Chase has worked really hard this summer on improving.  And he has done exactly that.  He played very well out at Adidas Nations.  That should be really big for his confidence.  Chase is really talented young guy and should become a really good player in our program.  

In general, what are the strengths you see in this team heading into the season?

The potential strengths of our team is our upperclass leadership and talent, our overall talent, our versatility, and our potential depth. Hopefully, our biggest strength becomes our bond.  

With regard to expectations, most polls will have Duke ranked either No. 1 or No. 2 to start the season and pre-season favorites.  How does the team address that in terms of both expectation and the idea of what is possible with this group?

To be honest, and this may sound like a cliche, but we don’t really worry about outside expectations.  We have standards in our program that are our biggest priority.  That is what we try and focus on each and every day.  By playing at Duke, you know automatically that there are expectations.  But the expectations of those outside our program are not talked about.  

One of the things pushed on social media has been the “brotherhood” moniker.  What does that mean to you as both a former player turned coach.  And how is that passed along/best presented when you’re out recruiting?  

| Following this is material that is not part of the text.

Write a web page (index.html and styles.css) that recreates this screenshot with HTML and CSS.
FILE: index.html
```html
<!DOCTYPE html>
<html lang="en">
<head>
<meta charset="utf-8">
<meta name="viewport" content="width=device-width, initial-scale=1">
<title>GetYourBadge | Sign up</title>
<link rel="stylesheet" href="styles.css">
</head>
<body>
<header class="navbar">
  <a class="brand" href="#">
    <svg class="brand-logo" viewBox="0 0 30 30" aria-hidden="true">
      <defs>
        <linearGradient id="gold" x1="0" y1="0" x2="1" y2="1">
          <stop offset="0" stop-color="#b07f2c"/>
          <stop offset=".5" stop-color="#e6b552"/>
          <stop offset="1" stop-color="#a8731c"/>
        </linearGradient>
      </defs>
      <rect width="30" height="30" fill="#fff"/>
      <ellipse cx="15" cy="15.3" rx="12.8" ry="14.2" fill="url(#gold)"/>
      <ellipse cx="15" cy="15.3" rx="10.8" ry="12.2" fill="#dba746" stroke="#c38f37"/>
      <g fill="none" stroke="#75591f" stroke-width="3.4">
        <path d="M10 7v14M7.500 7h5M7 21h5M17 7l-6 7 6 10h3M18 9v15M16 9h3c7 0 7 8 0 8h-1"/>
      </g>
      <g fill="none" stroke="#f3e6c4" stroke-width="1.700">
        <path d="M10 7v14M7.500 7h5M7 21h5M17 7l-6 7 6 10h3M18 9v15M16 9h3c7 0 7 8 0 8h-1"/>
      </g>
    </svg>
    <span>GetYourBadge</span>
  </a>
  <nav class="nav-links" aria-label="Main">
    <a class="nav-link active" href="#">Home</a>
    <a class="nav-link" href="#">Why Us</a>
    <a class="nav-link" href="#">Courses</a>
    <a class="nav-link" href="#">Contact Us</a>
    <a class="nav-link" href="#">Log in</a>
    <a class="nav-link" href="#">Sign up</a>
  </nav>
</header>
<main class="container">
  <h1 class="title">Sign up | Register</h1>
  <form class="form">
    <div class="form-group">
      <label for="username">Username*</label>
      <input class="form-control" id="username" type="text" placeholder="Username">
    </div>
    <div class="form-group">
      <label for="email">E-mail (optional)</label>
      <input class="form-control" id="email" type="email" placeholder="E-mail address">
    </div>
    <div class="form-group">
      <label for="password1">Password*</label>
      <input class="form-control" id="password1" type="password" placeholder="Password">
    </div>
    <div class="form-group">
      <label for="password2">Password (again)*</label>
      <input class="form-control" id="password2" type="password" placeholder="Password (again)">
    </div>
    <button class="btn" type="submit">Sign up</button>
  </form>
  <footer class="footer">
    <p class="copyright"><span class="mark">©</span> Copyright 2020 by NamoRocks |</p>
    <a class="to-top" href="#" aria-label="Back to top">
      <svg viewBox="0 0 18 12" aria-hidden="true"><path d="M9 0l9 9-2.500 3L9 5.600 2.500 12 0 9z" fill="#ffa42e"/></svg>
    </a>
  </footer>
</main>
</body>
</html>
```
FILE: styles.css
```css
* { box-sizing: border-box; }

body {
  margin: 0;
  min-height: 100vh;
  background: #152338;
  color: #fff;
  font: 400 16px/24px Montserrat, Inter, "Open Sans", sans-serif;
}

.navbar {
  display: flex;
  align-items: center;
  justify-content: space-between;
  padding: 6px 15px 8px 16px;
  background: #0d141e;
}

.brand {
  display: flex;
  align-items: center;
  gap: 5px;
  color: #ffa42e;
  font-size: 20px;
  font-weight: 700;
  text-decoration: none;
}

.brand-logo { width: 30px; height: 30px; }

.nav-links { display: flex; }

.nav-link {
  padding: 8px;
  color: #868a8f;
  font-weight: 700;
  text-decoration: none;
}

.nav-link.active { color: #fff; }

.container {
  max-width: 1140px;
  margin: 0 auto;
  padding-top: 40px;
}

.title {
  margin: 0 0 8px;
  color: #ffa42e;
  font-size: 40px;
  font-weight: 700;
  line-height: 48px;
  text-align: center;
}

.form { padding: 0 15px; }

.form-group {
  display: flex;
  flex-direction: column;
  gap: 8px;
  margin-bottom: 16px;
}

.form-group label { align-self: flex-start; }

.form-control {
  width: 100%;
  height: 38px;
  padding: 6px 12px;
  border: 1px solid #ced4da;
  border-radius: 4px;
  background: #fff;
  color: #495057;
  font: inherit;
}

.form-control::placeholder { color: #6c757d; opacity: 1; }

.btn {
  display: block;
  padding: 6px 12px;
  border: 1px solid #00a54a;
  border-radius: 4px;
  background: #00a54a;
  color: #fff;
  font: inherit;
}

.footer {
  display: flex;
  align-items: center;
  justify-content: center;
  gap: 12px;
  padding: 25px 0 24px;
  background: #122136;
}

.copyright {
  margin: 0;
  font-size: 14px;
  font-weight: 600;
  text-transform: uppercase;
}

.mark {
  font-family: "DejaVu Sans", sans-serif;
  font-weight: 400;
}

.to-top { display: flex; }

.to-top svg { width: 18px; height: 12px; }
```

"The Brotherhood" is a bond that is shared by everyone that has worn the Duke uniform.  It represents a love for each other, for Duke basketball, Duke university, and what it means to have the honor of wearing that uniform and representing this great university.  It is something that links us all together.  Even though we may not have played together, we all have a shared experience, a shared love, and shared bond that connects us.  We all love this place and understand how special it is.  All of us chose to be a part of something bigger than us.  Duke University and Duke basketball has greatly impacted and changed our lives in such a positive way.  We are very picky with who we want to join this thing of ours.  But when you do join, its something you are part of for the rest of your life.